There are four spenders that buy all the final goods and services produced in the U.S. economy: households, business firms, governments and foreigners. This spending is measured every quarter by the Bureau of Economic Analysis in the Commerce Department. Net spending by foreigners is a small percentage of the total and is, in fact negative for the U.S. with its perennial balance of payments deficit. Governments, local, state and federal typically spend about 25% of the total and 80% of all the spending on goods and services in this country is done by the private domestic spenders, households and business firms (net exports run -5%). Private spending is the key and of the total spending business firms account for about 20% and the rest is done by households. This total spending is called "aggregate demand" by economists and for the past fifty years the household sector has routinely accounted for 67-70% of aggregate, or total demand. Household spending, economists say, drives the system in the short run.

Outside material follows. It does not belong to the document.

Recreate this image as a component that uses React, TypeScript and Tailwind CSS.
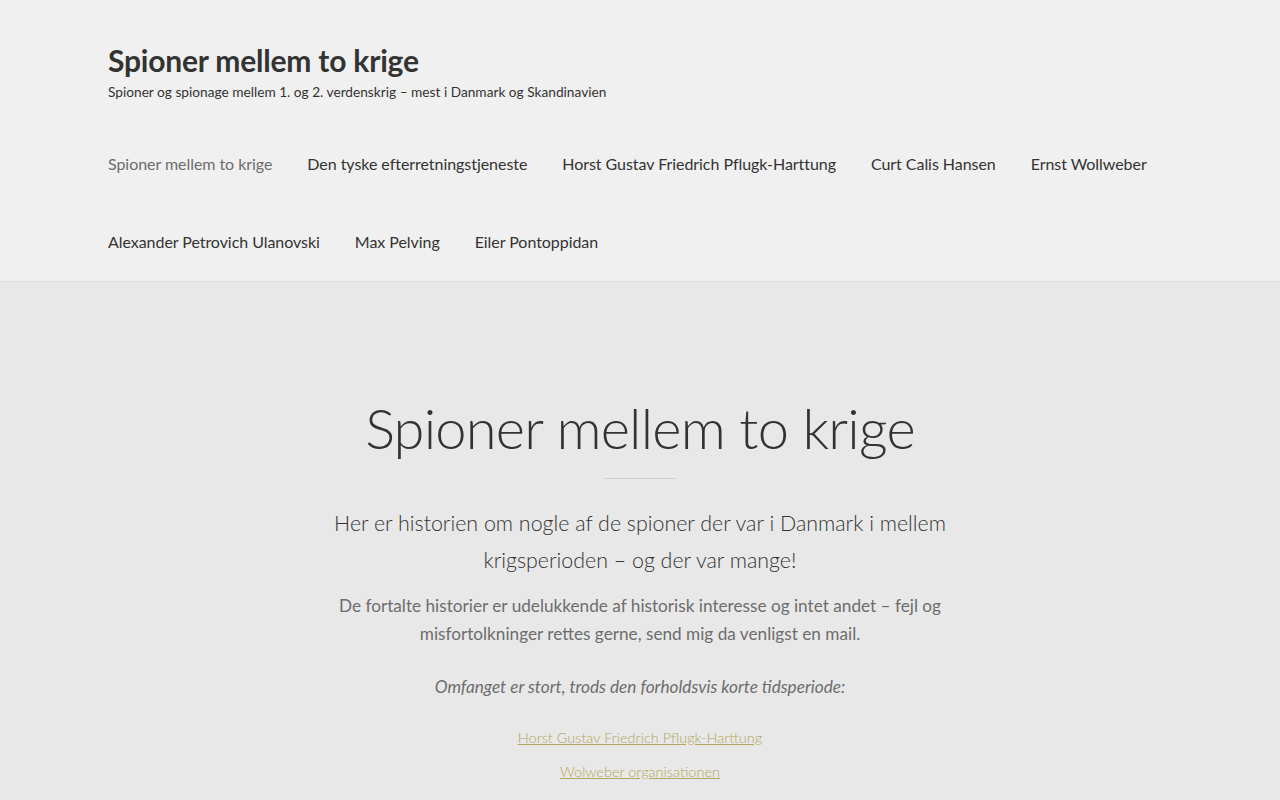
const navRow1 = [
  'Spioner mellem to krige',
  'Den tyske efterretningstjeneste',
  'Horst Gustav Friedrich Pflugk-Harttung',
  'Curt Calis Hansen',
  'Ernst Wollweber',
];
const navRow2 = ['Alexander Petrovich Ulanovski', 'Max Pelving', 'Eiler Pontoppidan'];

const font = { fontFamily: '"Source Sans Pro", Lato, "Liberation Sans", sans-serif' };

function NavRow({ items, first }: { items: string[]; first?: boolean }) {
  return (
    <ul className="flex h-[78px] items-center gap-[35px]">
      {items.map((item, i) => (
        <li key={item}>
          <a
            href="#"
            className={`text-[16px] tracking-[-0.05px] ${first && i === 0 ? 'text-[#6d6d6d]' : 'text-[#333333]'}`}
          >
            {item}
          </a>
        </li>
      ))}
    </ul>
  );
}

export default function App() {
  return (
    <div className="min-h-[800px] bg-[#e8e8e8]" style={font}>
      <header className="border-b border-[#dddddd] bg-[#f0f0f0]">
        <div className="mx-auto w-[1064px] pt-[39px]">
          <h1 className="text-[30px] font-bold leading-[42px] tracking-[-0.2px] text-[#333333]">
            Spioner mellem to krige
          </h1>
          <p className="mt-[1px] text-[13.7px] leading-[20px] text-[#333333]">
            Spioner og spionage mellem 1. og 2. verdenskrig – mest i Danmark og Skandinavien
          </p>
          <nav className="mt-[23px]">
            <NavRow items={navRow1} first />
            <NavRow items={navRow2} />
          </nav>
        </div>
      </header>

      <main className="mx-auto w-[640px] pt-[106px] text-center">
        <h2 className="text-[56px] font-light leading-[80px] tracking-[-0.8px] text-[#333333]">
          Spioner mellem to krige
        </h2>
        <div className="mx-auto mt-[10px] h-px w-[72px] bg-[#cfcfcf]" />
        <p className="mt-[26px] text-[21.4px] font-light leading-[37px] text-[#333333]">
          Her er historien om nogle af de spioner der var i Danmark i mellem krigsperioden – og der var mange!
        </p>
        <p className="mt-[13px] text-[17.2px] leading-[28px] text-[#6d6d6d]">
          De fortalte historier er udelukkende af historisk interesse og intet andet – fejl og misfortolkninger rettes gerne, send mig da venligst en mail.
        </p>
        <p className="mt-[25px] text-[17.2px] italic leading-[28px] text-[#6d6d6d]">
          Omfanget er stort, trods den forholdsvis korte tidsperiode:
        </p>
        <ul className="mt-[24px] flex flex-col items-center gap-[9px]">
          <li>
            <a href="#" className="text-[14.5px] font-light leading-[24px] text-[#b3a65a] underline">
              Horst Gustav Friedrich Pflugk-Harttung
            </a>
          </li>
          <li>
            <a href="#" className="text-[14.5px] font-light leading-[24px] text-[#b3a65a] underline">
              Wolweber organisationen
            </a>
          </li>
        </ul>
      </main>
    </div>
  );
}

That household spending depends on three things: spendable income, debt levels and household expectations. So, if spendable incomes are rising, household debt levels are low and households feel good about the economy households will buy a lot of stuff and business firms will supply a lot of stuff and the economy grows at about 3% per year, in real terms, unemployment is low and inflation is low. If, instead, spendable income is stable or declining, debt levels are high and households are worried about the economy, especially jobs then those households cut back on spending. They buy essentials. They postpone big ticket items that require tham to go into debt. They save more (households can save more only by spending less). The grim reality is this, of the 75,000,000 households in this country living off of earned income (the other 40,000,000 households live off of Social Security, private pensions, savings, etc.) almost 67,000,000 have no income except that derived from someone in the household having a job. Almost all non-wage income (rents, interest and profits) go to the richest 10% of the households. The reason economists are so gung-ho about full employment is because that level of employment maximizes spendable incomes by households.
In the past sixteen months the unemployment rate has gone from 4.8% to 9.5% which is the worst experience with this rate in many years. We have lost 9,000,000 jobs since the start of the recession. The actual underutilization of labor is much worse than the unemployment rates would indicate. People who have lost their jobs are not going to buy a new car or a new house, or new appliances. People who are worried about losing their jobs are going to cut back on expenditures as drastically as they can. The economy grinds to a virtual halt. We had negative economic growth in the last quarter of 2008, the first quarter of 2009 and we will have negative growth in the second quarter of this year when the data are published at the end of this month. I think we will still be in a negative growth phase in the second half of this year although at slower rates than in the recent past.
So, the economy is still in trouble and will stay in trouble for another several quarters. I worry that the first half of 2010 is going to be far too slow but I am cautiously optimistic that the second half of next year will see things get better.